2 June 20150 comments

Labour market would benefit from revamp of qualifications - researchReforming training qualifications could provide workers with stronger capabilities, enabling them to adapt more quickly to changing labour market, and help reduce persistent skills mismatch, according to new research.

The researchers were exploring the notion that many graduates do not end up in jobs directly related to their qualifications and examining the effect of ‘vocational streams’.

Titled ‘Linking qualifications and the labour market through capabilities and vocational streams’ and published by the National Centre for Vocational Education Research (NCVER), the work is the final report from a three-year program that investigated the educational and occupational paths people take and how their study relates to their work.

The researchers identified ‘vocational streams’ as work-related capabilities that share common knowledge, skills and practice across inter-related occupations – for example, commonalities between aged care and disability care are part of the broader vocation of ‘care work’.

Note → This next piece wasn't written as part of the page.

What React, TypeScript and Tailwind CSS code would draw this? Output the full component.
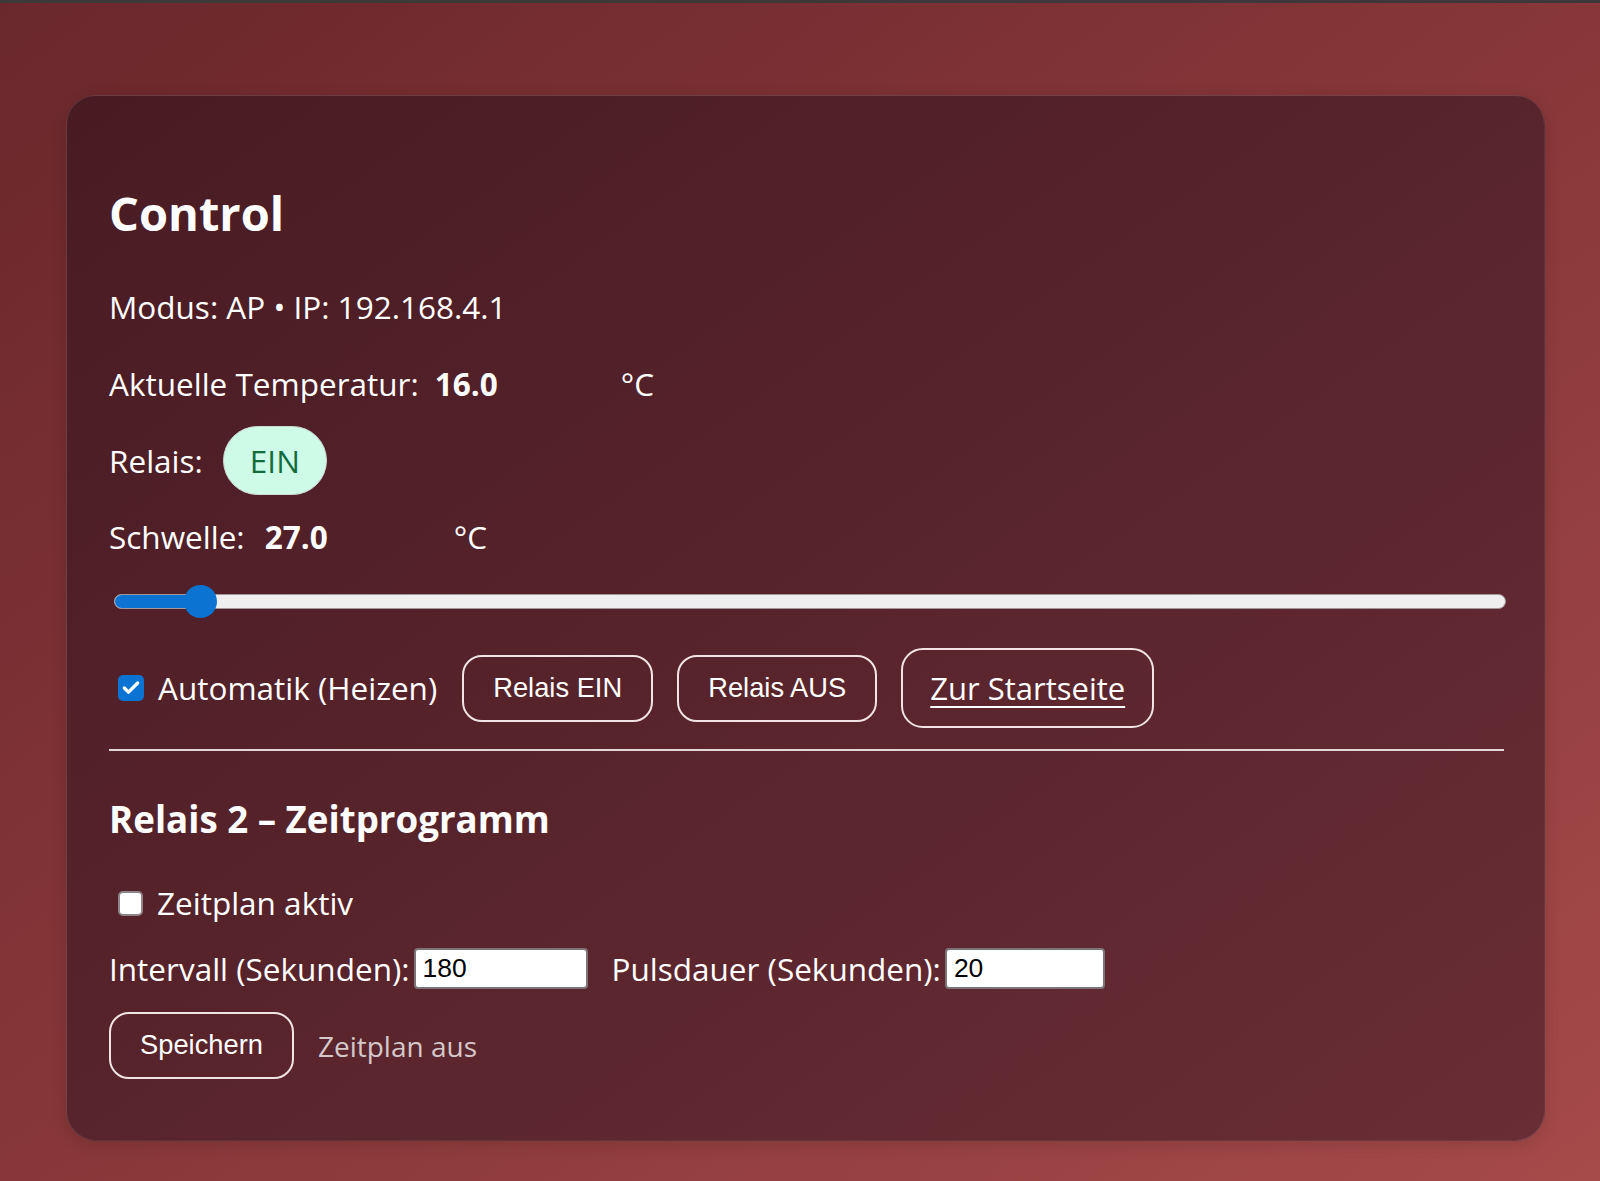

They are best identified by collaboration with ‘social partners’ made up of employers, unions and professional, occupational and accrediting bodies, educational institutions and governments.

The researchers said that qualifications could be redesigned using ‘vocational streams’ as a structuring guide and the identified shared capabilities as the basis for the curriculum.

They argue that the development of such streams would provide graduates with more transferable skills, so they can better adapt to changing labour market circumstances. This, in turn, would ease the difficulty faced by organisations when sourcing workers.

This notion was tested with four industries – agriculture, community services and health care, electrical trades and engineering, and financial services.

“We found that support for vocational streams varied greatly between the four sectors”, says co-researcher Dr John Buchanan from the University of Sydney.

“Two conditions are needed if vocational streams are to help overcome deep segmentation in these sectors. First, there must be common practices, knowledge, skills and personal attributes shared by workers across related occupations. Second, the social partners need to be prepared to collaborate on the development of pathways between such related occupations.

“We conclude that better links between education and work will occur and a more coherent approach to vocational development will result if educators and social partners collaborate to nurture better vocational streams,” Professor Buchanan said.

The researchers found that the labour market profoundly structures individuals’ educational trajectories, including transitions from vocational education and training (VET) in schools and flows within, and outcomes from, tertiary education.

“The connections are, however, complex and often non-linear. Current VET qualifications are based on competency-based training, which assumes a direct link between qualifications and jobs: individuals are trained for specific workplace tasks, and VET qualifications codify this,” the researchers said.

“Assuming a direct linear connection exacerbates skills mismatches because narrowly focused qualifications and training are the result.

“This project found that vocational streams could, potentially, provide a better frame of reference for shaping the evolution of qualifications and jobs.

“The development of such streams would provide graduates, especially VET graduates, with more transferable skills, giving them the capacity to better adapt to changing labour market circumstances.

“This in turn would ease the difficulty faced by organisations when sourcing the labour they need as business circumstances change,” the researchers said.